When he says "-12-12.6Vac @ 2.5A for 12Vdc or 12.6Vdc (FW -Bridge)" What does that mean in terms of my selected transformer?

 

[Mooly]

The 6.3 volt 3 amp winding can't supply 12 volts at 2.5 amps with a doubler.

Is that what you meant earlier ?

So you have a 6.3 volt 3 amp winding available for the 5 volt heater of the rectifier ?
And a 12 volt 2 amp winding that really needs to supply 2.5 amps ?

Is that the long and short of it

 

[woodrough]

yes.. Long story short..
And after alot of realizations, that is what my problem is about.

Am I screwed?

 

[woodrough]

also more info:
I am working off of the phonodude design:

PhonoDude PCB Version

It doesn't really say the Amp consumed from the signal heaters.

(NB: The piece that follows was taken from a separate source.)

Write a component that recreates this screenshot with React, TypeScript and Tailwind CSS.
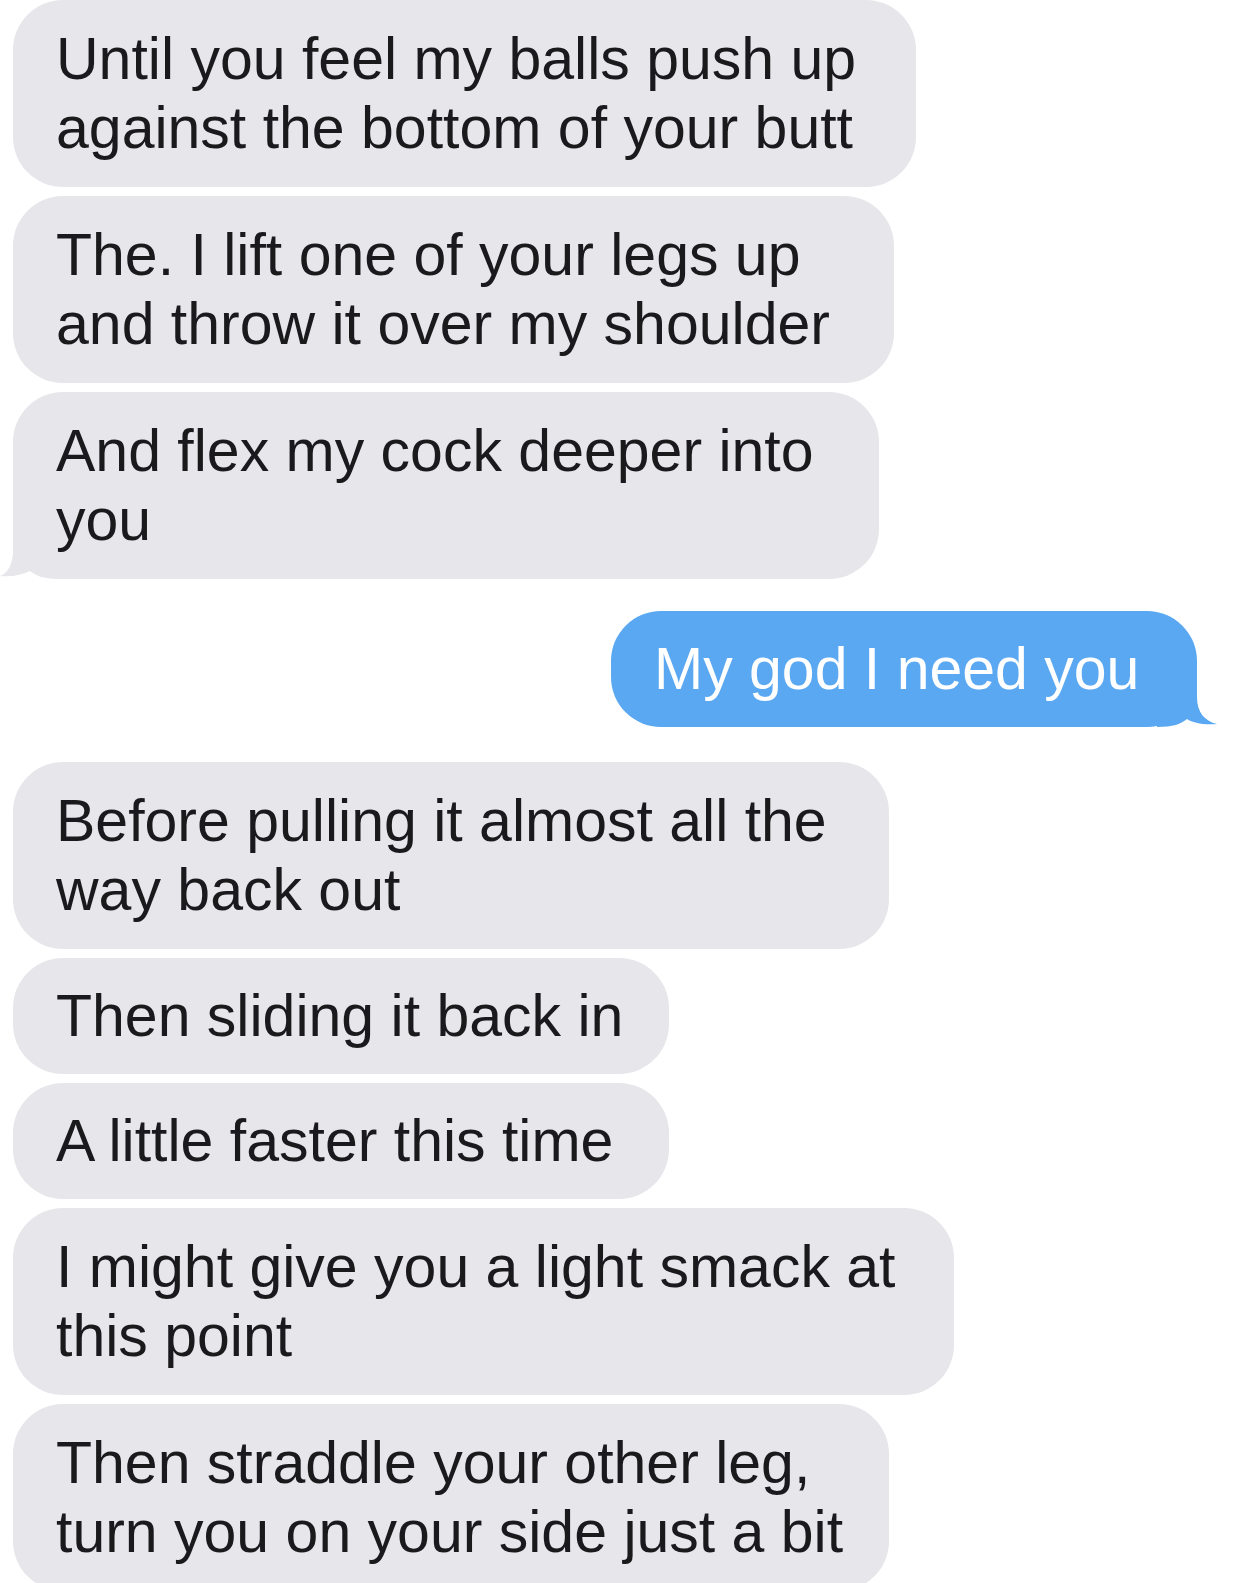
import React from "react";

type Msg = {
  from: "them" | "me";
  lines: string[];
  width: string;
  tail?: boolean;
  gapTop?: string;
};

const messages: Msg[] = [
  { from: "them", width: "w-[903px]", lines: ["Until you feel my balls push up", "against the bottom of your butt"] },
  { from: "them", width: "w-[881px]", lines: ["The. I lift one of your legs up", "and throw it over my shoulder"] },
  { from: "them", width: "w-[866px]", lines: ["And flex my cock deeper into", "you"], tail: true },
  { from: "me", width: "w-[586px]", lines: ["My god I need you"], tail: true, gapTop: "mt-[23px]" },
  { from: "them", width: "w-[876px]", lines: ["Before pulling it almost all the", "way back out"], gapTop: "mt-[26px]" },
  { from: "them", width: "w-[656px]", lines: ["Then sliding it back in"] },
  { from: "them", width: "w-[656px]", lines: ["A little faster this time"] },
  { from: "them", width: "w-[941px]", lines: ["I might give you a light smack at", "this point"] },
  { from: "them", width: "w-[876px]", lines: ["Then straddle your other leg,", "turn you on your side just a bit"] },
];

function LeftTail() {
  return (
    <svg className="absolute left-[-13px] bottom-0" width="60" height="60" viewBox="0 0 60 60">
      <path d="M13 0 L13 30 C13 46 8 54 0 57 C12 58 22 56 30 52 C36 57 44 60 60 60 L60 0 Z" fill="#e6e6eb" />
    </svg>
  );
}

function RightTail() {
  return (
    <svg className="absolute right-[-20px] bottom-0" width="60" height="60" viewBox="0 0 60 60">
      <path d="M40 0 L40 30 C40 46 48 54 60 57 C46 58 36 56 30 52 C24 57 16 60 0 60 L0 0 Z" fill="#5aa8f1" />
    </svg>
  );
}

function Bubble({ msg }: { msg: Msg }) {
  const mine = msg.from === "me";
  const height = msg.lines.length > 1 ? "h-[187px]" : "h-[116px]";
  return (
    <div className={`flex w-full ${mine ? "justify-end pr-[45px]" : "justify-start pl-[13px]"} ${msg.gapTop ?? ""}`}>
      <div
        className={`relative flex items-center rounded-[50px] pl-[43px] whitespace-nowrap text-[59px] leading-[69px] ${height} ${msg.width} ${
          mine ? "bg-[#5aa8f1] text-white" : "bg-[#e6e6eb] text-[#1a1a1c]"
        }`}
      >
        {msg.tail && (mine ? <RightTail /> : <LeftTail />)}
        <div className="relative">
          {msg.lines.map((l, i) => (
            <div key={i}>{l}</div>
          ))}
        </div>
      </div>
    </div>
  );
}

export default function App() {
  return (
    <div className="w-[1242px] h-[1583px] overflow-hidden bg-white font-['Liberation_Sans',Arial,sans-serif]">
      <div className="flex flex-col gap-[9px]">
        {messages.map((m, i) => (
          <Bubble key={i} msg={m} />
        ))}
      </div>
    </div>
  );
}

Amp from Phonodude & and Power supply from PS-3

 

[DF96]

Yes, I think so. 6.3V and 3A AC will give 1.5-2A DC, or about half that after voltage-doubling. The reason is that the charging pulses for a rectifier-capacitor have an RMS current which is significantly greater than the average current. Valve heaters run continuously so you can't have the duty cycle benefit which a Class B audio amp might get in an analogous situation.

 

[woodrough]

Yes, I think so. 6.3V and 3A AC will give 1.5-2A DC, or about half that after voltage-doubling. The reason is that the charging pulses for a rectifier-capacitor have an RMS current which is significantly greater than the average current. Valve heaters run continuously so you can't have the duty cycle benefit which a Class B audio amp might get in an analogous situation.

I am not quite sure I understand. When I rectify by voltage doubling, I drop voltage and amps? What does this mean for my setup?

 

[DF96]

When you double voltage, you can expect to get about half as much current. This means that a secondary winding which would not quite do what you want (with a normal full-wave bridge) will be nowhere near (with a voltage doubler). This is part of the fun of DC heaters! I suspect that many people do not realise this and go ahead anyway, but the result may be a hot transformer.